Set down exactly the lines from the one containing "What React, TypeScript" through the last line of the records below, both included, and nothing else.
[BEGIN PROVIDED RECORDS]
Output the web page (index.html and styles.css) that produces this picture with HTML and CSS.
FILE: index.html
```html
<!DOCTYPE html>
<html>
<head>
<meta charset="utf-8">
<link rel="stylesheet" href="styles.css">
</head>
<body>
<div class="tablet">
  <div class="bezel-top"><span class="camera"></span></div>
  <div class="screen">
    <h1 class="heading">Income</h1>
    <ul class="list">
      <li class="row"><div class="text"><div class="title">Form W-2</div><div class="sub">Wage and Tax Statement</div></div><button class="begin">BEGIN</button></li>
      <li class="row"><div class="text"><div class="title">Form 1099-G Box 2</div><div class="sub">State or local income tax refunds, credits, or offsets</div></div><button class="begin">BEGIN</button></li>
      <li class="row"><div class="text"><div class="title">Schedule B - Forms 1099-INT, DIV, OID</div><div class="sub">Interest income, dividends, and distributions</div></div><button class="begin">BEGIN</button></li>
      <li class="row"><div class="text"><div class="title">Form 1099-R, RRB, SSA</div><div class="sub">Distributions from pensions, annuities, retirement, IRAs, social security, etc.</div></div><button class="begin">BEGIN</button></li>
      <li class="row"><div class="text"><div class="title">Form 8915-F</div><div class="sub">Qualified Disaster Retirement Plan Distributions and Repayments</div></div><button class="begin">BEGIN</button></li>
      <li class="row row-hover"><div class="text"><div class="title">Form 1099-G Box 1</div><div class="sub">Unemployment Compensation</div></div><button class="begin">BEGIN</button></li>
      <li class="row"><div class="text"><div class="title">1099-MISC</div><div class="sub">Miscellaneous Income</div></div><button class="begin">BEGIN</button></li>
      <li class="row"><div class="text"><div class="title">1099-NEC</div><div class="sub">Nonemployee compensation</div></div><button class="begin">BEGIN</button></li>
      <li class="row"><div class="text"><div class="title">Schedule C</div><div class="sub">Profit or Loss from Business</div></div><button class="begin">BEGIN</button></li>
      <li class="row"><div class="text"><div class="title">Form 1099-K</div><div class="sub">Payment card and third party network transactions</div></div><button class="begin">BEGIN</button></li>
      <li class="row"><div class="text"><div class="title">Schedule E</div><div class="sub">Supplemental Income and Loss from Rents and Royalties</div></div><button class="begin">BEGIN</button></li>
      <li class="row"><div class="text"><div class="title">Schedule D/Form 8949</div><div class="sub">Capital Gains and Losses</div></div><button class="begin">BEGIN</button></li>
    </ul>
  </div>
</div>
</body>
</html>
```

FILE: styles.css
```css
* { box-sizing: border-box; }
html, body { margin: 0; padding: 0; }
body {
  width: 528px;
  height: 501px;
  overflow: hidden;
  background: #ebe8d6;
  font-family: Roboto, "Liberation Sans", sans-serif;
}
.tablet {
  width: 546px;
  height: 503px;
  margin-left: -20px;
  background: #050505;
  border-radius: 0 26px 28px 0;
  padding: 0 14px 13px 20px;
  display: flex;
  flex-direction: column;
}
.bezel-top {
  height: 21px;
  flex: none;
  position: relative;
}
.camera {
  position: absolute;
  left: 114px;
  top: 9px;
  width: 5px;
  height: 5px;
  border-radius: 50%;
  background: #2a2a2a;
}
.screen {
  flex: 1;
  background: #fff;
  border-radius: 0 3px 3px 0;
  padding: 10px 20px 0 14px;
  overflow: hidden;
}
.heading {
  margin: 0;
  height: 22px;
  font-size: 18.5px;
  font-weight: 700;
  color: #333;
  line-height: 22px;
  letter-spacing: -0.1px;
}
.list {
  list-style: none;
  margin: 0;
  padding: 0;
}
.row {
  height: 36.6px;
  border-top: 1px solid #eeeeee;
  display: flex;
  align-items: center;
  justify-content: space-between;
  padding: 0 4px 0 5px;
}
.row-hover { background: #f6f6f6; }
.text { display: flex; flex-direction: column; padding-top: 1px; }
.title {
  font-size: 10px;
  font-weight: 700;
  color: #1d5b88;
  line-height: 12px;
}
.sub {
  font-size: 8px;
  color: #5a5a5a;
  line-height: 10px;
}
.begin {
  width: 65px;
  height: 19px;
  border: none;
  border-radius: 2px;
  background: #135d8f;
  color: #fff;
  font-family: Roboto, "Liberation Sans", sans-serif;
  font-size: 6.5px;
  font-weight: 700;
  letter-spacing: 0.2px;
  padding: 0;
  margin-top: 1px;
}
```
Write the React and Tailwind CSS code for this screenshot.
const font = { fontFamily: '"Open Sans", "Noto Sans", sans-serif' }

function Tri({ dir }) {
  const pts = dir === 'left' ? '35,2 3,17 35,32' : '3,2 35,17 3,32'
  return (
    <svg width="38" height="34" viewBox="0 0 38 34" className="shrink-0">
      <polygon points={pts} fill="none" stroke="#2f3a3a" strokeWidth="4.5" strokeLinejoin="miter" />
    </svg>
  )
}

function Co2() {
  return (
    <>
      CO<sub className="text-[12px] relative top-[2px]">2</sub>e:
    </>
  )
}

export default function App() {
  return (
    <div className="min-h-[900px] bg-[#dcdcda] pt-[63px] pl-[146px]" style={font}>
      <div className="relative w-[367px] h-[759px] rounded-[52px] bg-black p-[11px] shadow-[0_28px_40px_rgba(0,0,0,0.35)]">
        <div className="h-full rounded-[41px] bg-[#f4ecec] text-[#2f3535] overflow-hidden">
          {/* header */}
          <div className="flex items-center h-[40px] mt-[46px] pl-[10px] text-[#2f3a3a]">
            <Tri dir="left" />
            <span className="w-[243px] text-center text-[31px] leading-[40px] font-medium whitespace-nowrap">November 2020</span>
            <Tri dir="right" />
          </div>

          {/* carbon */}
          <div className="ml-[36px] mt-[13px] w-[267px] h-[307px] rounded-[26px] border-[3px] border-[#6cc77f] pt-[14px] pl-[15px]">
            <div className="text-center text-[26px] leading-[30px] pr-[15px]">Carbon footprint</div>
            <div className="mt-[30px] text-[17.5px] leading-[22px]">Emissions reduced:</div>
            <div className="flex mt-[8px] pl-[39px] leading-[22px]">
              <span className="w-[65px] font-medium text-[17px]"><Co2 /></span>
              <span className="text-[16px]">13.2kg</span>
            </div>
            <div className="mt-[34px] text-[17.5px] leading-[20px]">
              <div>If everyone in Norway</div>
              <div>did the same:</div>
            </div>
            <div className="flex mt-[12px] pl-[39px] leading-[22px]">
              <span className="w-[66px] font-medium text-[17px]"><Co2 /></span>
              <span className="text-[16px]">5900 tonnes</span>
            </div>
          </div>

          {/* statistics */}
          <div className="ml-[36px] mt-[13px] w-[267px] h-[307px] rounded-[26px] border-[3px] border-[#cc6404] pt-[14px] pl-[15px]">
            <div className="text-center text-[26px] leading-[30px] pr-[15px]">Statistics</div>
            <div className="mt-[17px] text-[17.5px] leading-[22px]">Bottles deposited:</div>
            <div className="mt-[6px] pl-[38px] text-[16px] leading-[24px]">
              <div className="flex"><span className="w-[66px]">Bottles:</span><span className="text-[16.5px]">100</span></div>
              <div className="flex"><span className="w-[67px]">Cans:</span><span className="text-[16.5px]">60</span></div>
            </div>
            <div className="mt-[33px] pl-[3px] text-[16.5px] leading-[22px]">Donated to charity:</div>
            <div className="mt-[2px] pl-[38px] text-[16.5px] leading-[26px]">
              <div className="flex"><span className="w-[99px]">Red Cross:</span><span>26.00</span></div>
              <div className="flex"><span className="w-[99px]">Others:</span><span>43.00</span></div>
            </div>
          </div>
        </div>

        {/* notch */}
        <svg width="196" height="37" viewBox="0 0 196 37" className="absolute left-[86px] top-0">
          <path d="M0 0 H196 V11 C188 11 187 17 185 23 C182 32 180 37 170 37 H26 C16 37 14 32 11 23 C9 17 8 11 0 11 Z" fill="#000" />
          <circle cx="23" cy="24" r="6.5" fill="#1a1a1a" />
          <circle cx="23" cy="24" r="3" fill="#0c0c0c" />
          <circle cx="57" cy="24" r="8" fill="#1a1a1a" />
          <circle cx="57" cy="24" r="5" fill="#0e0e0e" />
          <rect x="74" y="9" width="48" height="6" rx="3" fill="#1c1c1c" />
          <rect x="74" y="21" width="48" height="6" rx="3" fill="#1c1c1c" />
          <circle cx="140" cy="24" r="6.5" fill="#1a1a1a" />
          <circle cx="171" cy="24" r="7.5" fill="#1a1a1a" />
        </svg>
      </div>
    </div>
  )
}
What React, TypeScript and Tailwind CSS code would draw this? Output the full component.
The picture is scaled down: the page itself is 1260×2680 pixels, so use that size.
[END PROVIDED RECORDS]
**FINAL ANSWER:**
What React, TypeScript and Tailwind CSS code would draw this? Output the full component.
The picture is scaled down: the page itself is 1260×2680 pixels, so use that size.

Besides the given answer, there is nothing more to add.